About 1 p.m. Oct. 27, I took my 9-year-old daughter to Blackies by Newport Pier. I had surfed that morning and it was fun, so I wanted her to get a chance to surf before the tide drained out too far.

The waves were small, and I had already been out, so I stood on the beach by the water to watch her as I often do. Well, not five minutes into her session, the board pearled on a wave and shot about 10 feet in the air. She was in shallow water and couldn't take cover. I saw it come straight down and heard it hit her head. This was a longboard on a little head. I knew it must have hurt so I called her to come in.

Then I heard blood-curdling screams and realized she must have been cut. I went in the water after her to find two very deep lacerations on her forehead. There was a lot of blood, and I needed to get her to the emergency room.

As we exited the water, I yelled for someone to please call the lifeguard. Amazingly, a women strolling the beach with her husband greeted us at the water's edge with the most amazing tissues she must have been carrying on her stroll. I am a registered nurse, and we don't even have gauze that absorbent in the hospital! I think those tissues were sent straight from God. That couple seemed to disappear as suddenly as they appeared. The tissues were a lifesaver.

Another man came running out of the water in his wetsuit, looked me in the eyes and asked what I needed him to do. He was so helpful by helping to calm my daughter, putting the board in my car and leaving a note so I wouldn't get a ticket. Another man was calling for help. The lifeguard, paramedics and EMTs were all so kind. Some of the people even put quarters in the meter for my car while my daughter and I were being loaded in the ambulance.

I am so grateful to all these wonderful people who helped me get my daughter to the hospital; it really helped me to be able to be there for her and keep her calm. They have all crossed my mind so many times and I would just like to say thank you. I don't know why my daughter had that accident that day, but it seems the people were strategically placed. She is doing well, and has her first cool surf story to tell along with the scar to prove it.

Priscilla Rouse

Huntington Beach


Don't give city power to just a few

Why shouldn't Costa Mesa adopt a charter? According to a recent letter to the Daily Pilot, "There are really no disadvantages in Costa Mesa becoming a charter city ("Charter would 'Free Costa Mesa!'" Nov. 7).

I could respond in two words: "Bell, Calif."

Or one word, "Rajneeshpuram," the Oregon commune that in the 1980s commandeered democratic procedures to allow the guru Bhagwan Shree Rajneesh and his followers to completely take over Wasco County and commit serious crimes against the citizens of Antelope, Ore. It took the federal government to step in and deport Rajneesh for immigration fraud before the citizens could regain control. They then had to work long and hard to repair the damage.

Or we could consider Vernon, another charter city, which is notorious for the scandalous way it has been run.

A critical downside of a city charter is that it concentrates power intensely in the hands of a very few people.
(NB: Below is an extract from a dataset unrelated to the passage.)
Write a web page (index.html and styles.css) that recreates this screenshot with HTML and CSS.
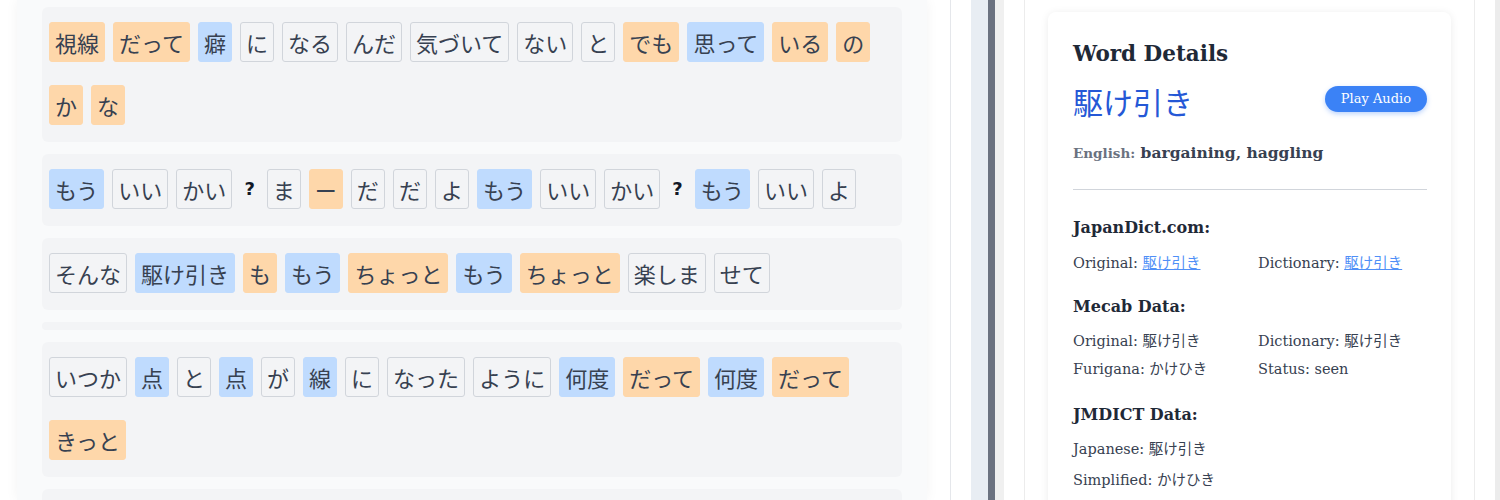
FILE: index.html
```html
<!DOCTYPE html>
<html lang="ja">
<head>
    <meta charset="UTF-8">
    <meta name="viewport" content="width=device-width, initial-scale=1.0">
    <title>Lyrics Reader</title>
    <link rel="stylesheet" href="styles.css">
</head>
<body>
    <div class="layout">
        <div class="lyrics-pane">
            <div class="lyrics-panel">
                <div class="sentence">
                    <span class="token seen">視線</span>
                    <span class="token seen">だって</span>
                    <span class="token known">癖</span>
                    <span class="token">に</span>
                    <span class="token">なる</span>
                    <span class="token">んだ</span>
                    <span class="token">気づいて</span>
                    <span class="token">ない</span>
                    <span class="token">と</span>
                    <span class="token seen">でも</span>
                    <span class="token known">思って</span>
                    <span class="token seen">いる</span>
                    <span class="token seen">の</span>
                    <span class="token seen">か</span>
                    <span class="token seen">な</span>
                </div>
                <div class="sentence">
                    <span class="token known">もう</span>
                    <span class="token">いい</span>
                    <span class="token">かい</span>
                    <span class="token punct">?</span>
                    <span class="token">ま</span>
                    <span class="token seen">ー</span>
                    <span class="token">だ</span>
                    <span class="token">だ</span>
                    <span class="token">よ</span>
                    <span class="token known">もう</span>
                    <span class="token">いい</span>
                    <span class="token">かい</span>
                    <span class="token punct">?</span>
                    <span class="token known">もう</span>
                    <span class="token">いい</span>
                    <span class="token">よ</span>
                </div>
                <div class="sentence">
                    <span class="token">そんな</span>
                    <span class="token known">駆け引き</span>
                    <span class="token seen">も</span>
                    <span class="token known">もう</span>
                    <span class="token seen">ちょっと</span>
                    <span class="token known">もう</span>
                    <span class="token seen">ちょっと</span>
                    <span class="token">楽しま</span>
                    <span class="token">せて</span>
                </div>
                <div class="sentence empty"></div>
                <div class="sentence">
                    <span class="token">いつか</span>
                    <span class="token known">点</span>
                    <span class="token">と</span>
                    <span class="token known">点</span>
                    <span class="token">が</span>
                    <span class="token known">線</span>
                    <span class="token">に</span>
                    <span class="token">なった</span>
                    <span class="token">ように</span>
                    <span class="token known">何度</span>
                    <span class="token seen">だって</span>
                    <span class="token known">何度</span>
                    <span class="token seen">だって</span>
                    <span class="token seen">きっと</span>
                </div>
                <!-- next sentence, scrolled below the fold -->
                <div class="sentence more"></div>
            </div>
        </div>

        <div class="resizer"></div>

        <div class="details-pane">
            <div class="word-card">
                <h2>Word Details</h2>
                <div class="word-head">
                    <span class="word">駆け引き</span>
                    <button class="audio-btn">Play Audio</button>
                </div>
                <p class="english"><span class="label">English:</span> bargaining, haggling</p>
                <hr>

                <h3>JapanDict.com:</h3>
                <div class="info-grid">
                    <div>Original: <a href="#">駆け引き</a></div>
                    <div>Dictionary: <a href="#">駆け引き</a></div>
                </div>

                <h3>Mecab Data:</h3>
                <div class="info-grid tight">
                    <div>Original: 駆け引き</div>
                    <div>Dictionary: 駆け引き</div>
                    <div>Furigana: かけひき</div>
                    <div>Status: seen</div>
                </div>

                <h3>JMDICT Data:</h3>
                <p class="info-line">Japanese: 駆け引き</p>
                <p class="info-line">Simplified: かけひき</p>
            </div>
        </div>
        <div class="scrollbar"></div>
    </div>
</body>
</html>
```

FILE: styles.css
```css
body {
    margin: 0;
    background: #fff;
    font-family: "DejaVu Serif", "Noto Sans CJK JP", serif;
    color: #1f2937;
    overflow: hidden;
}
.layout {
    display: flex;
    height: 500px;
    overflow: hidden;
}

/* left: lyrics */
.lyrics-pane {
    width: 910px;
    padding: 0 23px 0 17px;
    border-right: 1px solid #e5e7eb;
    flex-shrink: 0;
}
.lyrics-panel {
    background: #f9fafb;
    padding: 7px 25px;
    height: 100%;
    box-sizing: border-box;
    box-shadow: 0 0 12px rgba(0,0,0,0.05);
}
.sentence {
    display: flex;
    flex-wrap: wrap;
    gap: 23px 8px;
    align-content: flex-start;
    background: #f3f4f6;
    border-radius: 6px;
    padding: 15px 7px 17px;
    margin-bottom: 12px;
}
.sentence.empty {
    padding: 4px 7px;
}
.sentence.more {
    height: 60px;
}
.token {
    font-family: "Noto Sans CJK JP", sans-serif;
    font-size: 22px;
    line-height: 38px;
    padding: 0 5px;
    border: 1px solid #d1d5db;
    border-radius: 3px;
    background: #f3f4f6;
    color: #374151;
}
.token.seen {
    background: #fed7aa;
    border-color: #fed7aa;
}
.token.known {
    background: #bfdbfe;
    border-color: #bfdbfe;
}
.token.punct {
    background: transparent;
    border-color: transparent;
    font-family: "DejaVu Sans", sans-serif;
    font-weight: bold;
    font-size: 18px;
    padding: 0 3px;
    color: #111827;
}

/* resize handle */
.resizer {
    width: 7px;
    margin-left: 20px;
    background: #6b7280;
    border-left: 17px solid #e8edf3;
    border-right: 9px solid #f0f0f0;
    flex-shrink: 0;
}

/* right: details */
.details-pane {
    width: 403px;
    margin-left: 20px;
    padding: 12px 23px;
    border-left: 1px solid #ececec;
    border-right: 1px solid #ececec;
    flex-shrink: 0;
}
.word-card {
    background: #fff;
    border-radius: 8px;
    box-shadow: 0 1px 8px rgba(0,0,0,0.08);
    padding: 26px 24px 30px 25px;
}
.word-card h2 {
    margin: 0;
    font-size: 21.5px;
    line-height: 32px;
    color: #1f2937;
}
.word-head {
    display: flex;
    justify-content: space-between;
    align-items: center;
    margin-top: 13px;
}
.word {
    font-family: "Noto Sans CJK JP", sans-serif;
    font-size: 30px;
    line-height: 36px;
    color: #2558d6;
}
.audio-btn {
    font-family: "DejaVu Serif", serif;
    font-size: 13px;
    color: #fff;
    background: #3b82f6;
    border: none;
    border-radius: 14px;
    padding: 5px 16px 6px;
    margin-top: -4px;
    box-shadow: 0 2px 5px rgba(59,130,246,0.35);
}
.english {
    margin: 24px 0 0;
    font-size: 15.5px;
    font-weight: bold;
    color: #374151;
}
.english .label {
    font-size: 13.5px;
    color: #6b7280;
}
hr {
    border: none;
    border-top: 1px solid #d1d5db;
    margin: 27px 0 0;
}
.word-card h3 {
    margin: 20px 0 0;
    font-size: 16px;
    line-height: 24px;
    color: #1f2937;
}
.word-card hr + h3 {
    margin-top: 26px;
}
.info-grid {
    display: grid;
    grid-template-columns: 185px 1fr;
    margin-top: 11px;
    font-size: 14.5px;
    line-height: 24px;
    color: #374151;
}
.info-grid.tight {
    margin-top: 8px;
    line-height: 28px;
}
.info-grid a {
    color: #4f8ff7;
}
.info-line {
    margin: 7px 0 0;
    font-size: 14.5px;
    line-height: 24px;
    color: #374151;
}
h3 + .info-line {
    margin-top: 10px;
}
.scrollbar {
    margin-left: 20px;
    width: 5px;
    background: #ececec;
}
```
In the case of a city like Costa Mesa with a five-member City Council, it would take only three people to form a majority voting bloc that could quickly and completely ruin the city.

A general law city, on the other hand, has the protection of state law and courts to enforce it. State law limits the power of local government officials and prevents any small group of rapacious politicians from taking over the city and running it for their own private benefit, keeping themselves in power for decades.

Costa Mesa has been getting along just fine, through good times and bad, for 58 years as a general law city. We don't need the expense, trouble and risks of a charter.